The committee is learnt to have held that if these officials did not do so, they would have deprived the landowners of the rights granted by the Punjab Land Revenue Act. It was obligatory for them to update the revenue records during this period. The actions of the consolidation patwari and ACO were in sync with the established practice and precedent and in accordance with the spirit of law. The committee is learnt to have remarked that when an exercise is widely prevalent, undisputed and uncontested, it attains the force of law.

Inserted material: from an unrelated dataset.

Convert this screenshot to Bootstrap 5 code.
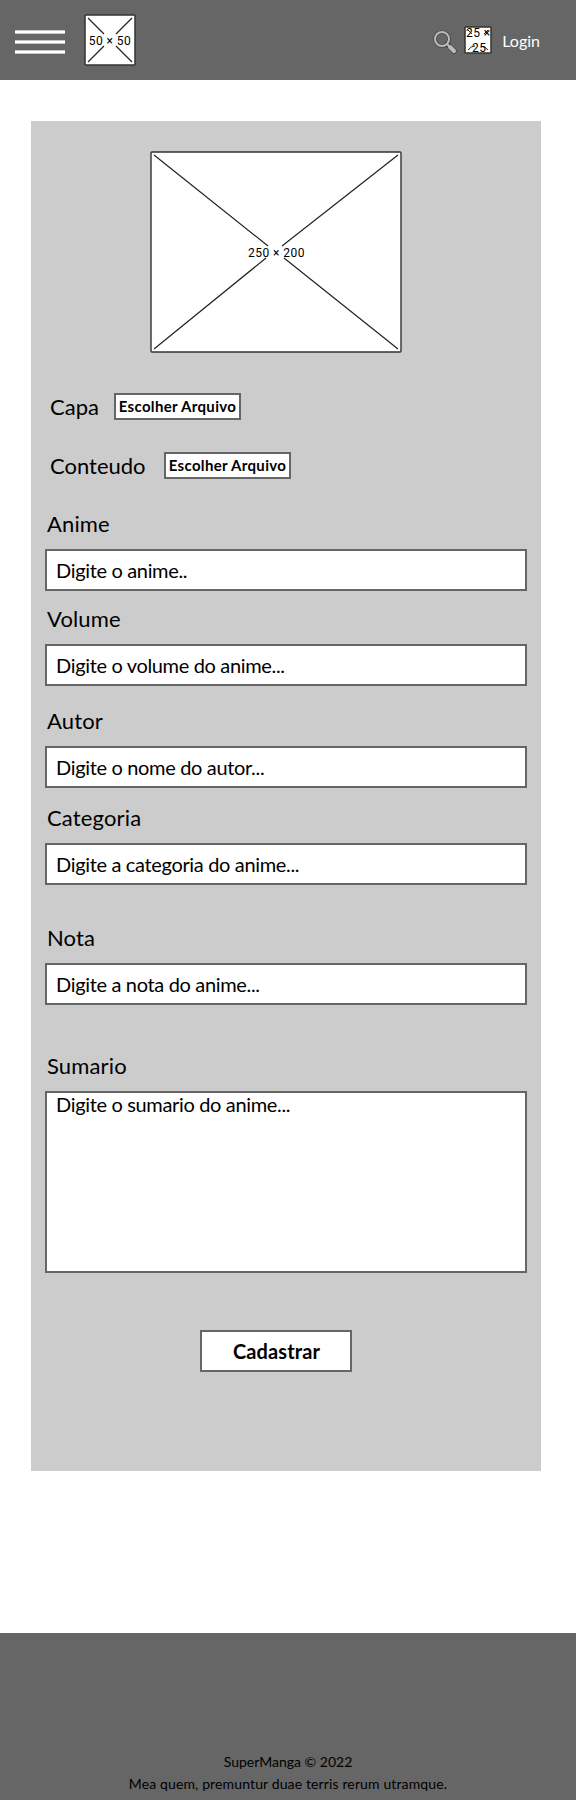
<!DOCTYPE html>
<html lang="pt-BR">
<head>
<meta charset="utf-8">
<meta name="viewport" content="width=device-width, initial-scale=1">
<title>SuperManga</title>
<link rel="stylesheet" href="https://cdn.jsdelivr.net/npm/bootstrap@5.3.0/dist/css/bootstrap.min.css">
<style>
body{font-family:Lato,"Liberation Sans",sans-serif;color:#000;background:#fff;height:1800px}
svg{display:block;flex:none}
svg text{font-family:Roboto,sans-serif;font-size:12px;letter-spacing:.45px}
.topbar{height:80px;background:#666;padding:0 36px 0 15px}
.burger{margin-top:4px}
.logo{margin-left:19px}
.search{margin-top:4px}
.avatar{margin-left:7px}
.login{font-size:16px;line-height:24px;color:#fff;margin:2px 0 0 10px;text-decoration:none}
.panel{width:510px;height:1350px;margin:41px 0 0 31px;background:#ccc;padding:30px 14px 0}
.cover{margin:0 0 40px 105px}
.filerow{height:27px;padding-left:5px}
.lbl{font-size:22px;line-height:28px;margin:0 0 11px 2px;display:block;letter-spacing:.15px}
.filerow .lbl{margin:0;letter-spacing:0;width:64px}
.filerow .lbl-wide{width:114px}
.filerow-last{margin:32px 0 31px}
.pick{width:127px;height:27px;border:2px solid #666;background:#fff;font-size:15px;letter-spacing:.32px;font-weight:700;line-height:23px;padding:0;text-align:center;color:#000;white-space:nowrap}
.field{height:42px;border:2px solid #666;border-radius:0;background:#fff;color:#000;font-size:20px;letter-spacing:-.34px;line-height:38px;padding:0 9px}
.field::placeholder{color:#000;opacity:1}
textarea.field{height:182px;line-height:22px;resize:none;padding-top:0}
.gap-a{margin-bottom:14px}.gap-b{margin-bottom:21px}.gap-c{margin-bottom:16px}.gap-d{margin-bottom:39px}.gap-e{margin-bottom:47px}
.send{width:152px;height:42px;border:2px solid #666;border-radius:0;background:#fff;font-size:20px;font-weight:700;line-height:38px;padding:0 0 0 1px;margin:57px 0 0 155px;color:#000;letter-spacing:.1px}
.foot{height:167px;margin-top:162px;background:#666;font-size:14px;line-height:22px;padding-bottom:5px}
.tagline{letter-spacing:.13px}
</style>
</head>
<body>
<header class="topbar d-flex align-items-center">
<svg class="burger" width="50" height="24" viewBox="0 0 50 24"><path d="M0 2h50M0 12h50M0 22h50" stroke="#b5b5b5" stroke-width="4"/><path d="M0 2h50M0 12h50M0 22h50" stroke="#fff" stroke-width="2.4"/></svg>
<svg class="logo" width="52" height="52" viewBox="0 0 52 52"><rect x="1" y="1" width="50" height="50" rx="1" fill="#fff" stroke="#333" stroke-width="1.5"/><path d="M4 4 20 20M32 20 48 4M4 48 20 32M32 32 48 48" stroke="#222" stroke-width="1.2"/><text x="26" y="31" text-anchor="middle">50 × 50</text></svg>
<svg class="search ms-auto" width="24" height="24" viewBox="0 0 24 24"><circle cx="9" cy="9" r="7" fill="none" stroke="#444" stroke-width="3.6"/><path d="m14 14 7 7" stroke="#444" stroke-width="5.4" stroke-linecap="round"/><circle cx="9" cy="9" r="7" fill="none" stroke="#bbb" stroke-width="2"/><path d="m14 14 3 3" stroke="#bbb" stroke-width="2"/><path d="m17 17 4 4" stroke="#bbb" stroke-width="4" stroke-linecap="round"/></svg>
<svg class="avatar" width="28" height="28" viewBox="0 0 28 28"><rect x="1" y="1" width="26" height="26" rx="1" fill="#fff" stroke="#333" stroke-width="1.5"/><path d="M4 4 8 8M24 4 20 8M4 24q3-4 7-4M24 24q-3-4-7-4" stroke="#222" fill="none"/><text x="2" y="11">25 ×</text><text x="8" y="26">25</text></svg>
<a class="login">Login</a>
</header>
<main class="panel">
<svg class="cover" width="252" height="202" viewBox="0 0 252 202"><rect x="1" y="1" width="250" height="200" rx="1" fill="#fff" stroke="#333" stroke-width="1.4"/><path d="M4 4 118 95M248 4 132 95M4 198 116 107M248 198 134 107" stroke="#222" stroke-width="1.2"/><text x="126.5" y="106" text-anchor="middle">250 × 200</text></svg>
<div class="filerow d-flex align-items-center"><span class="lbl">Capa</span><button class="pick">Escolher Arquivo</button></div>
<div class="filerow filerow-last d-flex align-items-center"><span class="lbl lbl-wide">Conteudo</span><button class="pick">Escolher Arquivo</button></div>
<label class="lbl">Anime</label><input class="field form-control gap-a" placeholder="Digite o anime..">
<label class="lbl">Volume</label><input class="field form-control gap-b" placeholder="Digite o volume do anime...">
<label class="lbl">Autor</label><input class="field form-control gap-c" placeholder="Digite o nome do autor...">
<label class="lbl">Categoria</label><input class="field form-control gap-d" placeholder="Digite a categoria do anime...">
<label class="lbl">Nota</label><input class="field form-control gap-e" placeholder="Digite a nota do anime...">
<label class="lbl">Sumario</label><textarea class="field form-control" placeholder="Digite o sumario do anime..."></textarea>
<button class="send btn">Cadastrar</button>
</main>
<footer class="foot d-flex flex-column justify-content-end align-items-center"><div>SuperManga © 2022</div><div class="tagline">Mea quem, premuntur duae terris rerum utramque.</div></footer>
<script src="https://cdn.jsdelivr.net/npm/bootstrap@5.3.0/dist/js/bootstrap.bundle.min.js"></script>
</body>
</html>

Insufficient proof for checking under-valuation
Regarding the reference to four deputy commissioners on the suspected undervalution of properties owned by companies of Vadra, it is learnt that the committee has concluded that there was not sufficient evidence to back such apprehensions. Khemka in his capacity as IG, Registration, had on October 12, 2012 asked the deputy commissioners of Gurgaon, Faridabad, Palwal and Mewat to inspect the land documents of Vadra’s companies and estimate the real value of property, suspecting under- valuation of these assets.
The inquiry committee is learnt to have held that the October 12 order was flawed since the then IG, Registration, had asked the deputy commissioners to inspect the land documents registered in the last seven years ( between January 2005 and October 2012) by or on behalf of Vadra or his companies as vendor or vendee, whereas the provisions of the Indian Stamps Act stipulate a three- year period from the date of registration of the instrument to call for and examine to ascertain correctness of the value of property.
The four deputy commissioners after examining the records had on October 26 communicated to the state government that there was no under- valuation of properties bought by Vadra and his companies.